--- Task instructions ---
Copy out the data exactly, leaving the pictures behind.

--- Data ---
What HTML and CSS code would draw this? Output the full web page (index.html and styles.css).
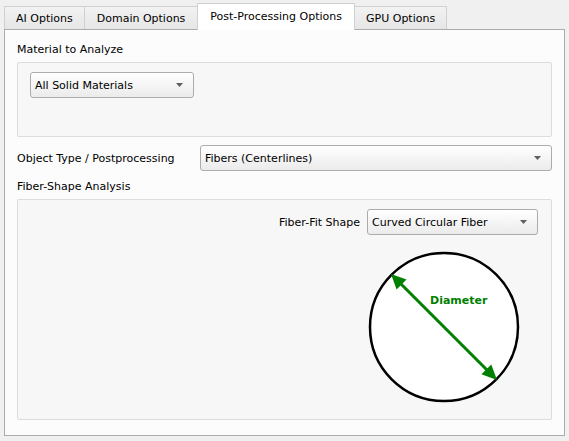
FILE: index.html
```html
<!DOCTYPE html>
<html>
<head>
<meta charset="utf-8">
<link rel="stylesheet" href="styles.css">
</head>
<body>
<div class="window">
  <div class="tabbar">
    <div class="tab">AI Options</div>
    <div class="tab tab-domain">Domain Options</div>
    <div class="tab active">Post-Processing Options</div>
    <div class="tab">GPU Options</div>
  </div>
  <div class="pane">
    <div class="label first">Material to Analyze</div>
    <div class="group group-material">
      <div class="combo combo-material">
        <span>All Solid Materials</span>
        <svg class="caret" width="7" height="4" viewBox="0 0 7 4"><polygon points="0,0 7,0 3.5,4" fill="#5f5f5f"/></svg>
      </div>
    </div>
    <div class="row">
      <div class="row-label">Object Type / Postprocessing</div>
      <div class="combo combo-wide">
        <span>Fibers (Centerlines)</span>
        <svg class="caret" width="7" height="4" viewBox="0 0 7 4"><polygon points="0,0 7,0 3.5,4" fill="#5f5f5f"/></svg>
      </div>
    </div>
    <div class="label">Fiber-Shape Analysis</div>
    <div class="group group-fiber">
      <div class="fit-row">
        <span class="fit-label">Fiber-Fit Shape</span>
        <div class="combo combo-fit">
          <span>Curved Circular Fiber</span>
          <svg class="caret" width="7" height="4" viewBox="0 0 7 4"><polygon points="0,0 7,0 3.5,4" fill="#5f5f5f"/></svg>
        </div>
      </div>
      <svg class="diagram" width="152" height="152" viewBox="0 0 152 152">
        <circle cx="76" cy="76" r="74" fill="#ffffff" stroke="#000000" stroke-width="2.5"/>
        <line x1="30" y1="30" x2="122" y2="122" stroke="#008000" stroke-width="3"/>
        <polygon points="23,23 38.5,28.6 28.6,38.5" fill="#008000"/>
        <polygon points="129,129 123.3,113.4 113.4,123.3" fill="#008000"/>
        <text x="62" y="53" class="diam-text">Diameter</text>
      </svg>
    </div>
  </div>
</div>
</body>
</html>
```

FILE: styles.css
```css
html, body {
  margin: 0;
  padding: 0;
}
body {
  background: #f0f0f0;
  font-family: "DejaVu Sans", Verdana, sans-serif;
  font-size: 11px;
  color: #000;
  width: 569px;
  height: 441px;
  overflow: hidden;
}
.window {
  padding: 3px 4px 5px 4px;
  display: flex;
  flex-direction: column;
  height: 441px;
  box-sizing: border-box;
}
.tabbar {
  display: flex;
  align-items: flex-end;
  height: 26px;
}
.tab {
  height: 23px;
  line-height: 24px;
  padding: 0 11px;
  border: 1px solid #d0d0d0;
  border-bottom: none;
  background: linear-gradient(#f2f2f2, #e6e6e6);
  margin-right: -1px;
  white-space: nowrap;
  box-sizing: border-box;
}
.tab-domain {
  padding: 0 12px;
}
.tab.active {
  height: 27px;
  line-height: 25px;
  padding: 0 12px;
  background: #ffffff;
  border-color: #d0d0d0;
  margin-bottom: -1px;
  position: relative;
  z-index: 1;
}
.pane {
  flex: 1;
  border: 1px solid #acacac;
  background: #fcfcfc;
  padding: 0 12px;
}
.label {
  line-height: 14px;
  margin-top: 9px;
}
.label.first {
  margin-top: 13px;
}
.group {
  background: #f7f7f7;
  border: 1px solid #dcdcdc;
  border-radius: 2px;
  margin-top: 5px;
}
.group-material {
  padding: 9px 12px 0;
  box-sizing: content-box;
  height: 64px;
}
.combo {
  display: flex;
  align-items: center;
  justify-content: space-between;
  height: 26px;
  box-sizing: border-box;
  border: 1px solid #acacac;
  border-radius: 3px;
  background: linear-gradient(#ffffff, #ebebeb);
  padding: 0 10px 0 4px;
  white-space: nowrap;
}
.combo-material {
  width: 164px;
}
.row {
  display: flex;
  align-items: center;
  margin-top: 8px;
}
.row-label {
  width: 183px;
}
.combo-wide {
  flex: 1;
}
.group-fiber {
  padding: 9px 13px 0 0;
  box-sizing: border-box;
  height: 221px;
}
.fit-row {
  display: flex;
  align-items: center;
  justify-content: flex-end;
  gap: 7px;
}
.combo-fit {
  width: 171px;
}
.diagram {
  display: block;
  margin: 16px 18px 0 auto;
}
.diam-text {
  font-family: "DejaVu Sans", Verdana, sans-serif;
  font-weight: bold;
  font-size: 11px;
  fill: #008000;
}
```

--- Written answer ---
What HTML and CSS code would draw this? Output the full web page (index.html and styles.css).
FILE: index.html
```html
<!DOCTYPE html>
<html>
<head>
<meta charset="utf-8">
<link rel="stylesheet" href="styles.css">
</head>
<body>
<div class="window">
  <div class="tabbar">
    <div class="tab">AI Options</div>
    <div class="tab tab-domain">Domain Options</div>
    <div class="tab active">Post-Processing Options</div>
    <div class="tab">GPU Options</div>
  </div>
  <div class="pane">
    <div class="label first">Material to Analyze</div>
    <div class="group group-material">
      <div class="combo combo-material">
        <span>All Solid Materials</span>
        <svg class="caret" width="7" height="4" viewBox="0 0 7 4"><polygon points="0,0 7,0 3.5,4" fill="#5f5f5f"/></svg>
      </div>
    </div>
    <div class="row">
      <div class="row-label">Object Type / Postprocessing</div>
      <div class="combo combo-wide">
        <span>Fibers (Centerlines)</span>
        <svg class="caret" width="7" height="4" viewBox="0 0 7 4"><polygon points="0,0 7,0 3.5,4" fill="#5f5f5f"/></svg>
      </div>
    </div>
    <div class="label">Fiber-Shape Analysis</div>
    <div class="group group-fiber">
      <div class="fit-row">
        <span class="fit-label">Fiber-Fit Shape</span>
        <div class="combo combo-fit">
          <span>Curved Circular Fiber</span>
          <svg class="caret" width="7" height="4" viewBox="0 0 7 4"><polygon points="0,0 7,0 3.5,4" fill="#5f5f5f"/></svg>
        </div>
      </div>
      <svg class="diagram" width="152" height="152" viewBox="0 0 152 152">
        <circle cx="76" cy="76" r="74" fill="#ffffff" stroke="#000000" stroke-width="2.5"/>
        <line x1="30" y1="30" x2="122" y2="122" stroke="#008000" stroke-width="3"/>
        <polygon points="23,23 38.5,28.6 28.6,38.5" fill="#008000"/>
        <polygon points="129,129 123.3,113.4 113.4,123.3" fill="#008000"/>
        <text x="62" y="53" class="diam-text">Diameter</text>
      </svg>
    </div>
  </div>
</div>
</body>
</html>
```

FILE: styles.css
```css
html, body {
  margin: 0;
  padding: 0;
}
body {
  background: #f0f0f0;
  font-family: "DejaVu Sans", Verdana, sans-serif;
  font-size: 11px;
  color: #000;
  width: 569px;
  height: 441px;
  overflow: hidden;
}
.window {
  padding: 3px 4px 5px 4px;
  display: flex;
  flex-direction: column;
  height: 441px;
  box-sizing: border-box;
}
.tabbar {
  display: flex;
  align-items: flex-end;
  height: 26px;
}
.tab {
  height: 23px;
  line-height: 24px;
  padding: 0 11px;
  border: 1px solid #d0d0d0;
  border-bottom: none;
  background: linear-gradient(#f2f2f2, #e6e6e6);
  margin-right: -1px;
  white-space: nowrap;
  box-sizing: border-box;
}
.tab-domain {
  padding: 0 12px;
}
.tab.active {
  height: 27px;
  line-height: 25px;
  padding: 0 12px;
  background: #ffffff;
  border-color: #d0d0d0;
  margin-bottom: -1px;
  position: relative;
  z-index: 1;
}
.pane {
  flex: 1;
  border: 1px solid #acacac;
  background: #fcfcfc;
  padding: 0 12px;
}
.label {
  line-height: 14px;
  margin-top: 9px;
}
.label.first {
  margin-top: 13px;
}
.group {
  background: #f7f7f7;
  border: 1px solid #dcdcdc;
  border-radius: 2px;
  margin-top: 5px;
}
.group-material {
  padding: 9px 12px 0;
  box-sizing: content-box;
  height: 64px;
}
.combo {
  display: flex;
  align-items: center;
  justify-content: space-between;
  height: 26px;
  box-sizing: border-box;
  border: 1px solid #acacac;
  border-radius: 3px;
  background: linear-gradient(#ffffff, #ebebeb);
  padding: 0 10px 0 4px;
  white-space: nowrap;
}
.combo-material {
  width: 164px;
}
.row {
  display: flex;
  align-items: center;
  margin-top: 8px;
}
.row-label {
  width: 183px;
}
.combo-wide {
  flex: 1;
}
.group-fiber {
  padding: 9px 13px 0 0;
  box-sizing: border-box;
  height: 221px;
}
.fit-row {
  display: flex;
  align-items: center;
  justify-content: flex-end;
  gap: 7px;
}
.combo-fit {
  width: 171px;
}
.diagram {
  display: block;
  margin: 16px 18px 0 auto;
}
.diam-text {
  font-family: "DejaVu Sans", Verdana, sans-serif;
  font-weight: bold;
  font-size: 11px;
  fill: #008000;
}
```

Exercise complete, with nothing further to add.